Лицо Лабинцова напряглось; он объяснил паузу тем, что мысленно подсчитывает, сколько может быть в запасе патронов.
— Для пистолета, в коробке, — с полсотни.
Вошли в комнату, в которой подрагивал бледно-жёлтый свет слабой керосиновой лампы. Кровать Варвары Тихоновны была отодвинута от окна, а к нему прислуга и Анна прислонили тяжёлый добротный платяной шкаф.
— Три раза ставень пробило, а в шкафу пули-то завязли, во второй стенке, — сказала Мокеевна, — вон одна выглядывает.
Анна вскочила со стула:
— Папа, Семён! ну что? что-оо?.. — глаза были круглы, недвижны, и в них искрились слёзы.

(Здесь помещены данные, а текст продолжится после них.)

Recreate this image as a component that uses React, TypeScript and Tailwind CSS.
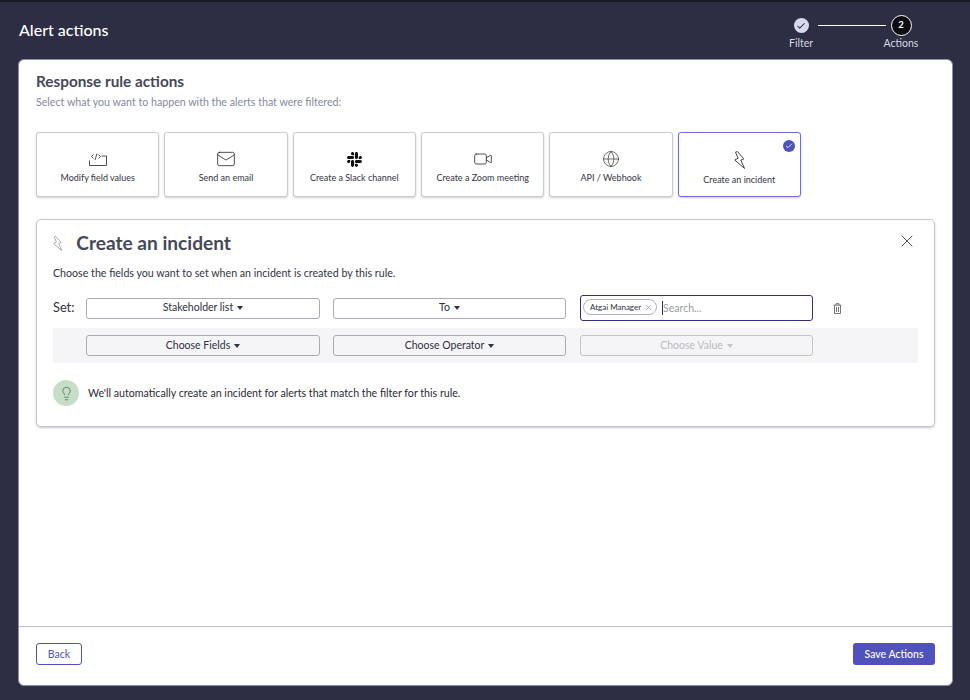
import { Check, Globe, Lightbulb, Mail, Video, X } from 'lucide-react'
import { FaSlack } from 'react-icons/fa'
import type { ReactNode } from 'react'

const Caret = ({ muted }: { muted?: boolean }) => (
  <span className={`ml-1 inline-block h-0 w-0 border-x-[3.5px] border-t-[4px] border-x-transparent ${muted ? 'border-t-[#c4c5cc]' : 'border-t-[#2f3040]'}`} />
)

const CodeIcon = () => (
  <svg width="18" height="13" viewBox="0 0 18 13" fill="none" stroke="#3a3a44" strokeWidth="0.9">
    <path d="M12.5 3H17.5V12.5H.5V7.5" />
    <path d="M4.5 1.5 2.5 3.5 4.5 5.5M9.5 1.5 11.5 3.5 9.5 5.5M8 .5 6 7" />
  </svg>
)

const Bolt = ({ size = 18, color = '#2d2d38' }: { size?: number; color?: string }) => (
  <svg width={size * 0.62} height={size} viewBox="0 0 11 18" fill="none" stroke={color} strokeWidth="0.9">
    <path d="M1.4 1.2 3.2 .5 9.8 7.8 6.8 9.1 10.4 17.4 .7 9 4 7.2Z" />
  </svg>
)

const TrashIcon = () => (
  <svg width="9" height="11" viewBox="0 0 9 11" fill="none" stroke="#63646d" strokeWidth="0.9">
    <path d="M.5 2.2H8.5M3 2V.7H6V2M1.5 2.5V10.5H7.5V2.5M3.5 4V9M5.5 4V9" />
  </svg>
)

const actions: { label: string; icon: ReactNode; active?: boolean }[] = [
  { label: 'Modify field values', icon: <CodeIcon /> },
  { label: 'Send an email', icon: <Mail size={20} strokeWidth={1} color="#2d2d38" /> },
  { label: 'Create a Slack channel', icon: <FaSlack size={17} color="#111" /> },
  { label: 'Create a Zoom meeting', icon: <Video size={20} strokeWidth={1} color="#2d2d38" /> },
  { label: 'API / Webhook', icon: <Globe size={18} strokeWidth={0.9} color="#2d2d38" /> },
  { label: 'Create an incident', icon: <Bolt />, active: true },
]

function ActionCard({ label, icon, active }: { label: string; icon: ReactNode; active?: boolean }) {
  return (
    <div className={`relative flex h-[65px] flex-1 flex-col items-center rounded-[3px] border bg-white pt-[16px] shadow-[0_1px_2px_rgba(60,60,90,0.25)] ${active ? 'border-[#6e6fdc]' : 'border-[#c9ccd6]'}`}>
      <div className={`flex items-center justify-center ${active ? 'h-[22px]' : 'h-[20px]'}`}>{icon}</div>
      <div className="mt-[4px] text-[9px] leading-none text-[#33343f]">{label}</div>
      {active && (
        <span className="absolute right-[5px] top-[7px] flex h-[12px] w-[12px] items-center justify-center rounded-full bg-[#4f52bd]">
          <Check size={8} strokeWidth={2.5} color="#fff" />
        </span>
      )}
    </div>
  )
}

function Select({ label, gray, muted, narrow }: { label: string; gray?: boolean; muted?: boolean; narrow?: boolean }) {
  return (
    <div className={`flex h-[21px] items-center justify-center rounded-[3px] border text-[10.5px] ${narrow ? 'w-[233px]' : 'w-[234px]'} ${gray ? 'bg-[#f5f5f8]' : 'bg-white'} ${muted ? 'border-[#c4c5cc] text-[#b9bac2]' : 'border-[#a9abb9] text-[#2f3040]'}`}>
      {label}
      <Caret muted={muted} />
    </div>
  )
}

export default function App() {
  return (
    <div className="flex h-[700px] w-[970px] flex-col overflow-hidden bg-[#2d2d44] font-['Lato',sans-serif]">
      <div className="h-[2px] shrink-0 bg-[#191926]" />
      <header className="flex h-[57px] shrink-0 justify-between pl-[19px] pr-[51px]">
        <h1 className="pt-[18px] text-[16px] font-medium leading-[20px] text-white">Alert actions</h1>
        <div className="flex items-start pt-[13px]">
          <div className="flex w-[40px] flex-col items-center">
            <span className="mt-[3px] flex h-[15px] w-[15px] items-center justify-center rounded-full bg-[#d9d9ee]">
              <Check size={10} strokeWidth={2.5} color="#2d2d44" />
            </span>
            <span className="mt-[3px] text-[10.5px] leading-[14px] text-[#d9d9e6]">Filter</span>
          </div>
          <div className="ml-[-3px] mr-[-3px] mt-[10px] h-px w-[68px] bg-white" />
          <div className="flex w-[36px] flex-col items-center">
            <span className="flex h-[21px] w-[21px] items-center justify-center rounded-full border border-white bg-[#0b0b10] text-[9.5px] font-bold text-white">2</span>
            <span className="text-[10.5px] leading-[14px] text-[#d9d9e6]">Actions</span>
          </div>
        </div>
      </header>

      <main className="mb-[14px] ml-[18px] mr-[17px] flex min-h-0 flex-1 flex-col rounded-[6px] border border-[#8d8da3] bg-white">
        <div className="flex-1 px-[17px] pt-[11px]">
          <h2 className="text-[15.3px] font-bold leading-[20px] text-[#454857]">Response rule actions</h2>
          <p className="mt-[4px] text-[10.65px] leading-[14px] text-[#8589a1]">Select what you want to happen with the alerts that were filtered:</p>

          <div className="mt-[23px] flex w-[765px] gap-[5px]">
            {actions.map(a => <ActionCard key={a.label} {...a} />)}
          </div>

          <section className="mt-[22px] h-[208px] w-[899px] rounded-[5px] border border-[#c4c6d0] px-[16px] pt-[11px] shadow-[0_1px_2px_rgba(60,60,90,0.3)]">
            <div className="flex items-center justify-between">
              <div className="flex items-center">
                <Bolt size={15} color="#8a8c98" />
                <h3 className="ml-[14px] text-[19.1px] font-bold leading-[24px] text-[#454857]">Create an incident</h3>
              </div>
              <X size={20} strokeWidth={1} color="#3a3a44" className="-translate-x-[1px] -translate-y-[2px]" />
            </div>
            <p className="mt-[11px] text-[10.65px] leading-[14px] text-[#33343f]">Choose the fields you want to set when an incident is created by this rule.</p>

            <div className="mt-[15px] flex h-[26px] items-center">
              <span className="w-[33px] text-[12.8px] text-[#2f3040]">Set:</span>
              <Select label="Stakeholder list" />
              <div className="ml-[13px]"><Select label="To" narrow /></div>
              <div className="ml-[14px] flex h-[26px] w-[233px] items-center rounded-[3px] border border-[#2f2f7a] bg-white pl-[2px]">
                <span className="flex h-[16px] -translate-y-[1px] items-center rounded-full border border-[#b3b5c2] pl-[6px] pr-[3px] text-[8px] text-[#2f3040]">
                  Atgai Manager
                  <X size={9} strokeWidth={1} color="#2f3040" className="ml-[3px]" />
                </span>
                <span className="ml-[5px] h-[14px] w-px bg-[#2f3040]" />
                <span className="translate-y-[1px] text-[10.5px] text-[#9a9ba6]">Search...</span>
              </div>
              <span className="ml-[20px]"><TrashIcon /></span>
            </div>

            <div className="mt-[7px] flex h-[35px] items-center bg-[#f5f5f8] pl-[33px]">
              <Select label="Choose Fields" gray />
              <div className="ml-[13px]"><Select label="Choose Operator" gray narrow /></div>
              <div className="ml-[14px]"><Select label="Choose Value" gray muted narrow /></div>
            </div>

            <div className="mt-[17px] flex items-center">
              <span className="flex h-[26px] w-[26px] items-center justify-center rounded-full bg-[#c5dfc6]">
                <Lightbulb size={15} strokeWidth={0.9} color="#2f3a30" />
              </span>
              <p className="ml-[9px] text-[10.65px] leading-none text-[#2a2b36]">We'll automatically create an incident for alerts that match the filter for this rule.</p>
            </div>
          </section>
        </div>

        <footer className="flex h-[59px] shrink-0 items-start justify-between border-t border-[#bfc2cf] px-[17px] pt-[16px]">
          <button className="h-[22px] w-[46px] rounded-[3px] border border-[#4f52bd] bg-white pt-px text-[10.5px] text-[#4f52bd]">Back</button>
          <button className="h-[22px] w-[82px] rounded-[3px] bg-[#4f52bd] pt-px text-[10.5px] font-medium text-white">Save Actions</button>
        </footer>
      </main>
    </div>
  )
}
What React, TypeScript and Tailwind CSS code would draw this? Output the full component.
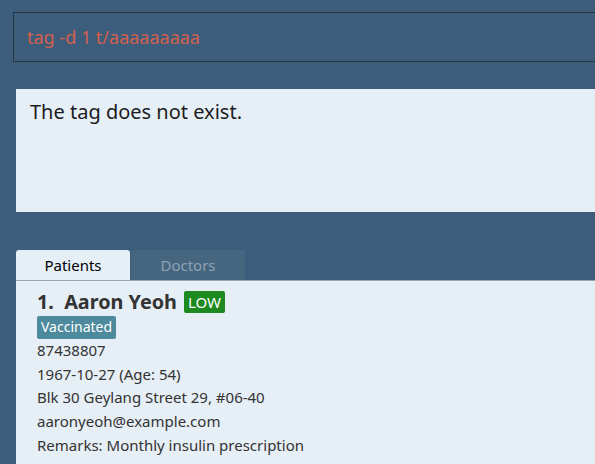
import React from "react";

export default function App() {
  const font = { fontFamily: '"Noto Sans", "Open Sans", sans-serif' };
  return (
    <div className="w-[595px] h-[464px] overflow-hidden bg-[#3c5d7c] flex flex-col" style={font}>
      <div className="pt-[12px] pl-[13px]">
        <div className="w-[600px] h-[50px] border border-[#263544] flex items-center pl-[13px]">
          <span className="text-[18px] text-[#d4604c] leading-none pb-[1px]">tag -d 1 t/aaaaaaaaa</span>
        </div>
      </div>
      <div className="pt-[27px] pl-[16px]">
        <div className="w-[600px] h-[123px] bg-[#e6eef6] pl-[14px] pt-[10px]">
          <span className="text-[20px] text-[#1c1c1c] leading-[26px]">The tag does not exist.</span>
        </div>
      </div>
      <div className="pt-[38px] pl-[16px] flex flex-col">
        <div className="flex gap-[1px] h-[31px] border-b border-[#9aa5b1] w-[600px]">
          <div className="w-[114px] h-[30px] bg-[#e6eef6] rounded-t-[3px] flex items-center justify-center text-[15px] text-black">Patients</div>
          <div className="w-[114px] h-[30px] bg-[#46667f] rounded-t-[3px] flex items-center justify-center text-[15px] text-[#8ea2b5]">Doctors</div>
        </div>
        <div className="w-[600px] h-[200px] bg-[#e6eef6] pl-[21px] pt-[9px] text-[#333333]">
          <div className="flex items-center gap-[7px] h-[24px]">
            <span className="text-[19.8px] font-bold leading-none">1.&nbsp;&nbsp;Aaron Yeoh</span>
            <span className="bg-[#1d8a1f] text-white text-[15px] leading-none px-[4px] py-[3.5px] rounded-[2px]">LOW</span>
          </div>
          <div className="mt-[2px] flex">
            <span className="bg-[#4d8a9d] text-white text-[14px] leading-none px-[4px] py-[4px] pb-[5px] rounded-[2px]">Vaccinated</span>
          </div>
          <div className="text-[15px] leading-[23.7px]">
            <div>87438807</div>
            <div>1967-10-27 (Age: 54)</div>
            <div>Blk 30 Geylang Street 29, #06-40</div>
            <div>aaronyeoh@example.com</div>
            <div>Remarks: Monthly insulin prescription</div>
          </div>
        </div>
      </div>
    </div>
  );
}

Семён Кириллович, вспыхнув той же нервностью, как-то испуганно обнял её:
— Их сдерживает, что двое в наших руках…
Байбарин, кивнув дочери, глядел на жену, которая не шевельнулась на кровати, дыша мелко и осторожно, словно боялась причинить себе боль. Она, казалось, просила потускневшим взглядом не отвлекать её.
Поодаль за креслом, будто спрятавшись, сидела на подушке старшая из девочек, вторая лежала на постели, устроенной на полу.
— Маме совсем плохо! — Анна прикусила нижнюю губу и беззвучно зарыдала.
У Прокла Петровича рванувшей тоской сжало горло, и он ничего не говорил, чтобы не выдать себя голосом. Мнилось ли или и вправду так: вблизи дома и дальше стоит разлив ровного топота, будто коварно скапливаются полчища. А то вроде бы это — сплошной шёпот, опять же из тысяч уст, непрерывный и ненавидящий. Он взглянул вопросительно на зятя, на Мокеевну и понял, что они этого не слышат.
Подойдя к кровати, наклонился над лицом жены, и она, видимо, узнала его, хотела тронуть рукой — распухшая рука соскользнула с постели и бессильно повисла. Он взял её, уложил поверх одеяла — кисть отекла до остекленения, мякоть безымянного пальца глубоко всосала обручальное кольцо.
— Мать! скажи словечко, мать…
Она опустила веки, дыхание стало маятно-медленным.
— Без памяти, — прошептала у него за спиной Мокеевна, — икону бы поставить…
Женщина помогла ему установить в изголовье Варвары Тихоновны икону, прислонив её к спинке кровати. Это была Богородица всех скорбящих радости, взятая из дома в бегство. Дева, облачённая в одеяние пурпурного и чёрного цветов, держала правой рукой скипетр, а левой протягивала хлеб страждущим. «Приидите ко Мне все труждающиеся и обремененнии, и Аз успокою вы», — мысленно произнёс Прокл Петрович.
Старшая девочка встала из-за кресла и, замерев, не мигая, смотрела на икону. Анна подошла к дочери, прижала к себе её голову.
— Мамочка, не мешай — я молитву читаю, — сказала девочка с предостерегающей серьёзностью. Потом прошептала: — Хорошо Василисе, что она сейчас спит.